HOUSTON — Houston city officials are hoping new transitional housing will help the unhoused find permanent homes.
The Navigation Center, located along Jensen Drive, has been open for about two weeks and Mayor Sylvester Turner calls the new facility a pit stop on the road to being housed.
It’s an uphill battle for the homeless who are trying to find housing.
“It’s been difficult. It’s been hard,” Anthony Willis said.
Willis said he’s been trying to find housing for at least a year. Between trying to stay safe and get food, the hard part for him has been working through the right agencies.
“You don’t have no phone out here.

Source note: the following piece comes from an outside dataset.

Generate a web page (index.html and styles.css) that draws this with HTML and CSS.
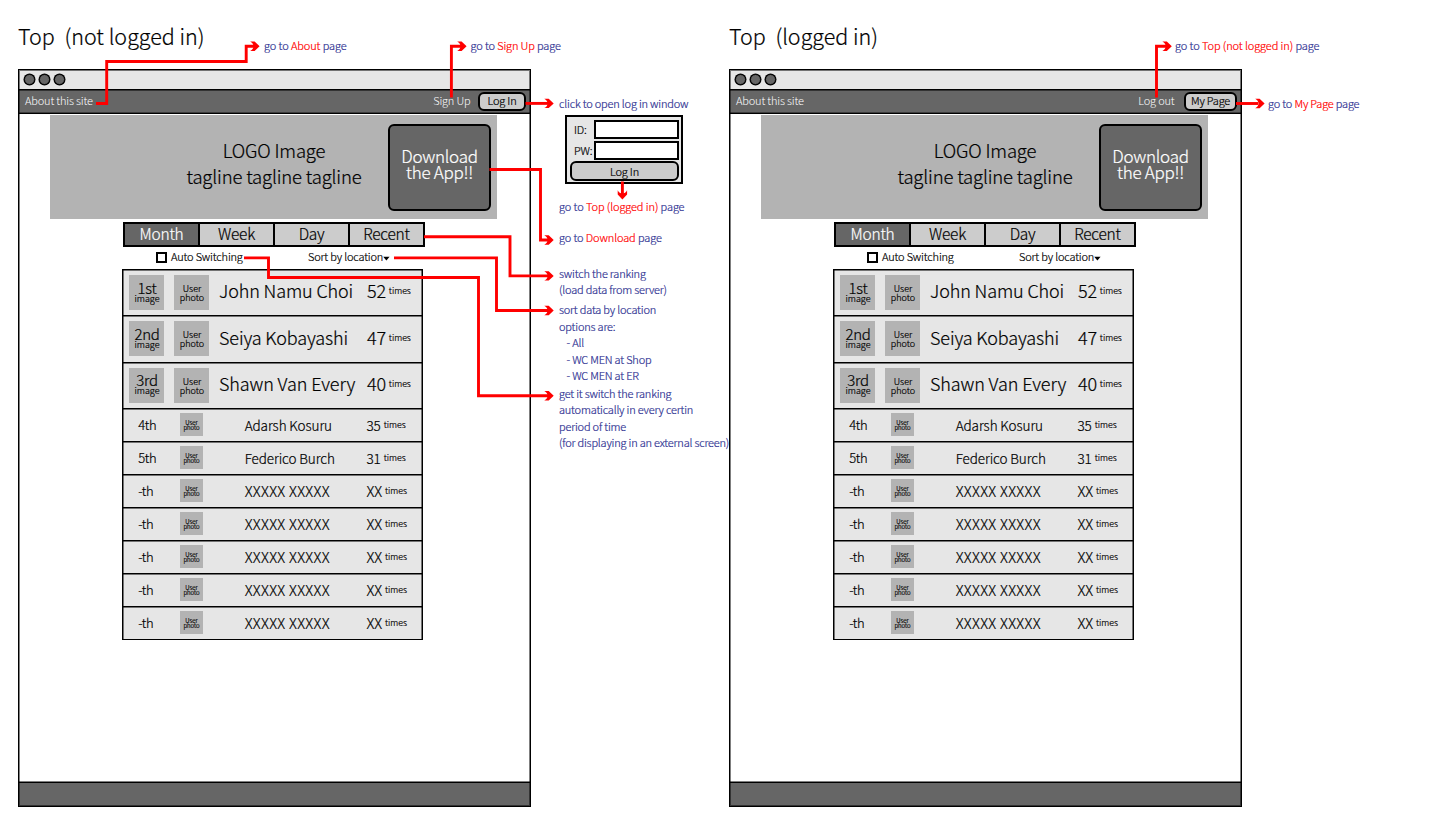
FILE: index.html
```html
<!DOCTYPE html>
<html lang="en">
<head>
<meta charset="utf-8">
<title>Top page wireframe</title>
<link rel="stylesheet" href="styles.css">
</head>
<body>
<main class="sheet">
  <section class="board" data-board="out">
    <header class="board-head">
      <h1 class="board-title">Top&nbsp; (not logged in)</h1>
      <p class="note note-about">go to <b>About</b> page</p>
      <p class="note note-signup">go to <b>Sign Up</b> page</p>
    </header>
    <div class="window">
      <div class="titlebar"><i class="dot"></i><i class="dot"></i><i class="dot"></i></div>
      <nav class="nav"><a class="nav-about">About this site</a><a class="nav-link">Sign Up</a><button class="nav-button">Log In</button></nav>
      <div class="page"></div>
      <footer class="footer"></footer>
    </div>
  </section>

  <aside class="notes">
    <p class="note">click to open log in window</p>
    <form class="login">
      <label class="field"><span class="field-name">ID:</span><span class="input"></span></label>
      <label class="field"><span class="field-name">PW:</span><span class="input"></span></label>
      <button class="login-button" type="button">Log In</button>
    </form>
    <p class="note note-top">go to <b>Top (logged in)</b> page</p>
    <p class="note note-download">go to <b>Download</b> page</p>
    <p class="note note-switch">switch the ranking<br>(load data from server)</p>
    <div class="note note-sort">sort data by location<br>options are:
      <ul class="note-list"><li>- All</li><li>- WC MEN at Shop</li><li>- WC MEN at ER</li></ul>
    </div>
    <p class="note note-auto">get it switch the ranking<br>automatically in every certin<br>period of time<br>(for displaying in an external screen)</p>
  </aside>

  <section class="board" data-board="in">
    <header class="board-head">
      <h1 class="board-title">Top&nbsp; (logged in)</h1>
      <p class="note note-logout">go to <b>Top (not logged in)</b> page</p>
    </header>
    <div class="window">
      <div class="titlebar"><i class="dot"></i><i class="dot"></i><i class="dot"></i></div>
      <nav class="nav"><a class="nav-about">About this site</a><a class="nav-link nav-link-out">Log out</a><button class="nav-button nav-button-wide">My Page</button></nav>
      <div class="page"></div>
      <footer class="footer"></footer>
    </div>
  </section>

  <aside class="notes notes-right">
    <p class="note">go to <b>My Page</b> page</p>
  </aside>

  <svg class="arrows" width="1440" height="840" viewBox="0 0 1440 840">
    <defs>
      <path id="head" d="M0 0L-5 -4.7H-9.4Q-6.2 -3 -6.2 0Q-6.2 3 -9.4 4.7H-5Z"/>
    </defs>
    <g class="arrow-lines">
      <path d="M96 103.5H106.7V61.5H246.2V46.3H254"/>
      <path d="M451.4 97.5V46.3H461"/>
      <path d="M525.5 103.4H548"/>
      <path d="M489.5 169.5H540.5V240H548"/>
      <path d="M424 236.8H510V275.9H548"/>
      <path d="M394 257.9H496.5V310.5H548"/>
      <path d="M244 257.9H268.5V277.5H478.5V395.8H548"/>
      <path d="M622.4 181.5V194"/>
      <path d="M1156.5 97.5V46.3H1166"/>
      <path d="M1236 103.5H1258"/>
    </g>
    <g class="arrow-heads">
      <use href="#head" x="259.6" y="46.3"/>
      <use href="#head" x="466.6" y="46.3"/>
      <use href="#head" x="553.7" y="103.4"/>
      <use href="#head" x="553.7" y="240"/>
      <use href="#head" x="553.7" y="275.9"/>
      <use href="#head" x="553.7" y="310.5"/>
      <use href="#head" x="553.7" y="395.8"/>
      <use href="#head" transform="translate(622.4 199.6) rotate(90)"/>
      <use href="#head" x="1171.8" y="46.3"/>
      <use href="#head" x="1264.6" y="103.5"/>
    </g>
  </svg>
</main>

<template id="page-template">
  <div class="banner">
    <div class="banner-text">LOGO Image<br>tagline tagline tagline</div>
    <div class="download">Download<br>the App!!</div>
  </div>
  <div class="tabs">
    <span class="tab tab-active">Month</span><span class="tab">Week</span><span class="tab">Day</span><span class="tab">Recent</span>
  </div>
  <div class="options">
    <span class="checkbox"></span><span class="option-auto">Auto Switching</span>
    <span class="option-sort">Sort by location</span>
    <svg class="caret" width="7" height="5" viewBox="0 0 7 5"><path d="M0.2 0.7H6.6L3.4 4.4Z"/></svg>
  </div>
  <div class="ranking"></div>
</template>
<script src="ranking.js"></script>
</body>
</html>
```
FILE: ranking.js
```js
const leaders = [
  ["1st", "John Namu Choi", "52"],
  ["2nd", "Seiya Kobayashi", "47"],
  ["3rd", "Shawn Van Every", "40"]
];
const others = [
  ["4th", "Adarsh Kosuru", "35"],
  ["5th", "Federico Burch", "31"]
];
for (let i = 0; i < 5; i++) others.push(["-th", "XXXXX XXXXX", "XX"]);

const leaderRow = ([rank, name, count]) => `
  <div class="row row-leader">
    <div class="tile"><span class="tile-rank">${rank}</span><span class="tile-label">image</span></div>
    <div class="tile tile-user">User<br>photo</div>
    <div class="name">${name}</div>
    <div class="count">${count}<small class="times">times</small></div>
  </div>`;

const plainRow = ([rank, name, count]) => `
  <div class="row row-plain">
    <div class="rank">${rank}</div>
    <div class="thumb"><span>User<br>photo</span></div>
    <div class="name${name.startsWith("X") ? " name-blank" : ""}">${name}</div>
    <div class="count"><span class="${count === "XX" ? "count-blank" : ""}">${count}</span><small class="times">times</small></div>
  </div>`;

const template = document.getElementById("page-template");
document.querySelectorAll(".page").forEach(page => {
  page.appendChild(template.content.cloneNode(true));
  page.querySelector(".ranking").innerHTML =
    leaders.map(leaderRow).join("") + others.map(plainRow).join("");
});
```
FILE: styles.css
```css
* { box-sizing: border-box; }

body {
  margin: 0;
  background: #fff;
  color: #000;
  font: 300 11px/16.5px "Noto Sans CJK JP", "Open Sans", sans-serif;
  letter-spacing: -0.18px;
  -webkit-text-stroke: 0.2px currentColor;
}

h1, p, ul { margin: 0; padding: 0; font-weight: 300; }
b { font-weight: 300; color: #f00; -webkit-text-stroke-color: #f00; }
button { padding: 0; font: inherit; letter-spacing: inherit; color: #000; }

.sheet {
  position: relative;
  display: flex;
  align-items: flex-start;
  width: 1440px;
  height: 840px;
  padding-left: 18px;
  overflow: hidden;
}

.board { flex: none; width: 513px; }

.board-head {
  display: flex;
  height: 69px;
  padding-top: 21px;
  white-space: pre;
}

.board-title {
  flex: none;
  width: 246px;
  font-size: 21.5px;
  line-height: 29px;
  letter-spacing: 0;
}

.note { color: #2e3192; white-space: nowrap; letter-spacing: -0.2px; }
.note-about { flex: none; width: 206.5px; padding-top: 16px; letter-spacing: -0.1px; }
.note-signup { padding-top: 16px; letter-spacing: -0.14px; }
.note-logout { margin-left: 200px; padding-top: 16px; letter-spacing: -0.1px; }

/* browser window */
.window {
  position: relative;
  display: flex;
  flex-direction: column;
  height: 738px;
  border: 1px solid #000;
}

.window::after {
  content: "";
  position: absolute;
  inset: 0;
  box-shadow: inset 0 0 0 1px rgba(0, 0, 0, .5);
  pointer-events: none;
}

.titlebar {
  display: flex;
  align-items: center;
  gap: 3.8px;
  height: 20px;
  padding: 0 0 0 5px;
  background: #e6e6e6;
  border-bottom: 1px solid #000;
}

.dot {
  width: 11px;
  height: 11px;
  border: 1.6px solid #000;
  border-radius: 50%;
  background: #666;
  box-shadow: 0 0 0 .5px #000;
}

.nav {
  display: flex;
  align-items: center;
  height: 24px;
  padding: 0 4px 1px 6px;
  background: #666;
  border-bottom: 1px solid #000;
  box-shadow: inset 0 1px rgba(0, 0, 0, .5), inset 0 -1px rgba(0, 0, 0, .4);
  color: #fff;
  -webkit-text-stroke: 0;
}

.nav-about, .nav-link { margin-top: -1px; }
.nav-about { flex: 1; }
.nav-link { margin-right: 7.5px; }
.nav-link-out { margin-right: 8.5px; }

.nav-button {
  width: 48px;
  height: 19px;
  margin-top: 1px;
  padding-bottom: 2px;
  border: 2px solid #000;
  border-radius: 6px;
  background: #ccc;
  line-height: 13px;
  -webkit-text-stroke: 0.2px #000;
}

.nav-button-wide { width: 53px; margin-left: 1px; }

.footer {
  height: 24px;
  margin-top: auto;
  border-top: 1px solid #000;
  background: #666;
  box-shadow: 0 -1px rgba(0, 0, 0, .5);
}

/* banner */
.banner {
  display: grid;
  align-items: center;
  width: 447px;
  height: 104px;
  margin: 1px 0 0 31px;
  background: #b3b3b3;
}

.banner-text, .download { grid-area: 1 / 1; text-align: center; }

.banner-text {
  padding: 0 0 7px 1px;
  font-size: 18.5px;
  line-height: 25.6px;
  letter-spacing: -0.16px;
}

.download {
  justify-self: end;
  width: 103px;
  height: 87px;
  margin-right: 6px;
  padding-top: 22px;
  border: 2px solid #000;
  border-radius: 6px;
  background: #666;
  color: #fff;
  font-size: 17px;
  line-height: 16.5px;
  letter-spacing: -0.27px;
}

/* tabs and options */
.tabs {
  display: grid;
  grid-template-columns: 73px 75px 75px 1fr;
  width: 302px;
  height: 25px;
  margin: 3px 0 0 104px;
  border: 2px solid #000;
}

.tab {
  background: #ccc;
  text-align: center;
  font-size: 15.5px;
  line-height: 18px;
  letter-spacing: -0.25px;
}

.tab + .tab { border-left: 2px solid #000; }
.tab-active { background: #666; color: #fff; }

.options {
  display: flex;
  align-items: center;
  height: 22px;
  padding: 0 0 4px 137px;
}

.checkbox {
  width: 11px;
  height: 11px;
  margin-right: 4px;
  margin-top: 3px;
  border: 2px solid #000;
}

.option-auto { width: 137px; }
.option-sort { width: 75px; white-space: nowrap; }
.caret { margin-top: 4px; fill: #000; }

/* ranking */
.ranking {
  width: 301px;
  margin-left: 103px;
  border: 1px solid #000;
  border-bottom: 0;
  background: #e6e6e6;
}

.row {
  display: grid;
  grid-template-columns: 35px 35px 137.5px 1fr;
  column-gap: 10px;
  align-items: center;
  padding-left: 6px;
  border-bottom: 1px solid #000;
  box-shadow: inset 0 1px rgba(0, 0, 0, .5), inset 1px 0 rgba(0, 0, 0, .5), inset -1px 0 rgba(0, 0, 0, .5);
  white-space: nowrap;
}

.row-leader { height: 46.333px; font-size: 18px; letter-spacing: -0.12px; }
.row-plain { height: 33px; font-size: 13.5px; letter-spacing: -0.1px; }

.tile {
  display: flex;
  flex-direction: column;
  justify-content: center;
  width: 35px;
  height: 35px;
  background: #b3b3b3;
  text-align: center;
  line-height: 11px;
}

.tile-rank { padding-left: 1px; font-size: 15px; letter-spacing: -0.3px; }
.tile-label { padding-left: 1px; font-size: 9px; letter-spacing: 0; }

.tile-user {
  display: block;
  padding: 9px 0 0 1px;
  font-size: 9px;
  line-height: 9px;
  letter-spacing: 0;
}

.rank { padding-left: 9.2px; font-size: 13px; letter-spacing: -0.4px; }

.thumb {
  justify-self: center;
  width: 23px;
  height: 23px;
  padding-top: 7px;
  background: #b3b3b3;
  text-align: center;
  font: 300 6px/5px "Noto Sans CJK JP", sans-serif;
  letter-spacing: 0;
}

.row-leader .name, .row-leader .count { padding-bottom: 4px; }
.row-plain .name { padding-left: 25.7px; }
.row-plain .name-blank { font-size: 14.5px; letter-spacing: 0.32px; }

.count { display: flex; align-items: center; padding-left: .5px; }
.row-plain .count { padding-left: 0; }
.count-blank { font-size: 14.5px; letter-spacing: -0.1px; }

.times { margin: 2px 0 0 2.8px; font-size: 8.8px; letter-spacing: 0; }
.row-plain .times { margin: 1px 0 0 3px; }

/* annotations */
.notes { flex: none; width: 198px; padding: 94.7px 0 0 28px; }
.notes-right { padding-left: 26px; }
.notes-right .note { letter-spacing: -0.18px; }

.login {
  display: flex;
  flex-direction: column;
  gap: 2px;
  width: 118px;
  height: 69px;
  margin: 4px 0 0 6px;
  padding: 3px 3px 0;
  border: 2px solid #000;
  background: #e6e6e6;
}

.field { display: flex; align-items: center; height: 19px; padding-left: 4px; }
.field-name { flex: none; width: 20px; line-height: 17px; white-space: nowrap; }
.input { flex: none; width: 85px; height: 19px; border: 2px solid #000; background: #fff; }

.login-button {
  width: 109px;
  height: 20px;
  margin-top: -1px;
  border: 2px solid #000;
  border-radius: 6px;
  background: #ccc;
  line-height: 14px;
}

.note-top { margin-top: 14px; letter-spacing: -0.1px; }
.note-download { margin-top: 14.8px; letter-spacing: -0.12px; }
.note-switch { margin-top: 18.8px; }
.note-sort { margin-top: 3.5px; }
.note-auto { margin-top: 1px; }
.note-list { padding-left: 7.5px; list-style: none; }

.arrows { position: absolute; left: 0; top: 0; pointer-events: none; }
.arrow-lines { fill: none; stroke: #f00; stroke-width: 2.9; }
.arrow-heads { fill: #f00; }
```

You don’t have nobody really trying to help you and tell you where to go,” Willis said.
The City of Houston has worked to reduce the city’s unhoused population by closing housing encampments, like the located one near Minute Maid Park, and relocating those in need.

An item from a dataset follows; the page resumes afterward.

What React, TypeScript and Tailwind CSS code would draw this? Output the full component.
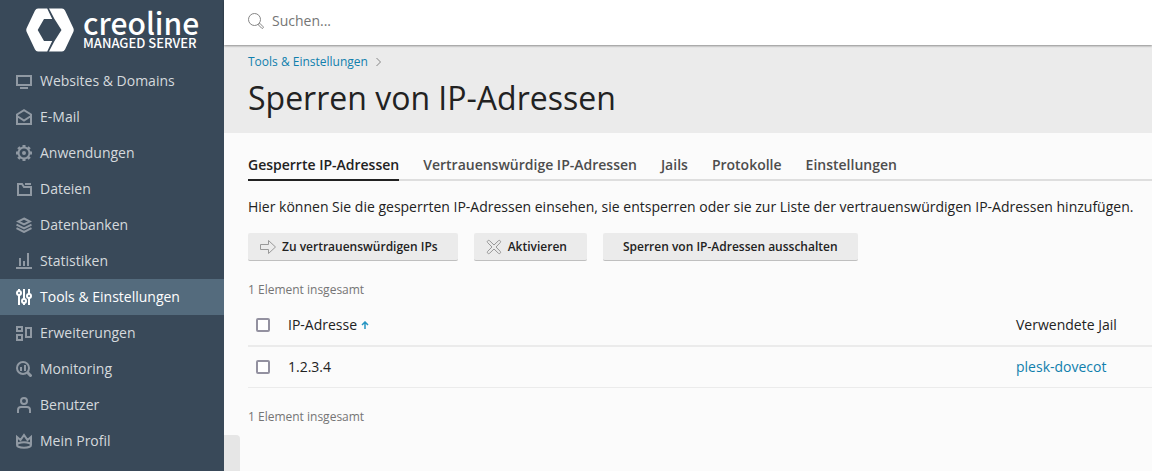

According to the city, last week was the decommissioning of the Chartreuse encampment, the oldest and largest encampment in Houston, about 50 people from the encampment were moved to the Navigation Center.
“The process to house someone off the streets takes time and it takes a lot of work,” Turner said.
The center is a place for clients to have access to onsite case managers and mental and physical health professionals.
“I tell everybody this is as close as you feel to normalcy,” Ricardo Manriquez, a client at the Navigation Center, said.
Manriquez has a terminal condition with roughly 18 months to live. He said that as a married, gay man, the space provides a welcoming environment that he or his husband couldn’t get anywhere else.
“So, we want to have some kind of normalcy before anything happens so if we can get into housing and have a normal life, even if it was just for a matter of months, that would be the best thing that could happen to me before whatever happens to me,” he said.
There are 100 semiprivate beds located at the Navigation Center. Pets and couples are welcome and there’s access to recreation, showers and three meals a day.
Turner said the effort isn’t about cleaning up the streets ahead of March Madness next month, rather, it’s part of a larger effort to continue to reduce the homeless population that he said has come down 63% since 2012.
The city is partnering with the Coalition for the Homeless of Houston/Harris County, which will operate the center.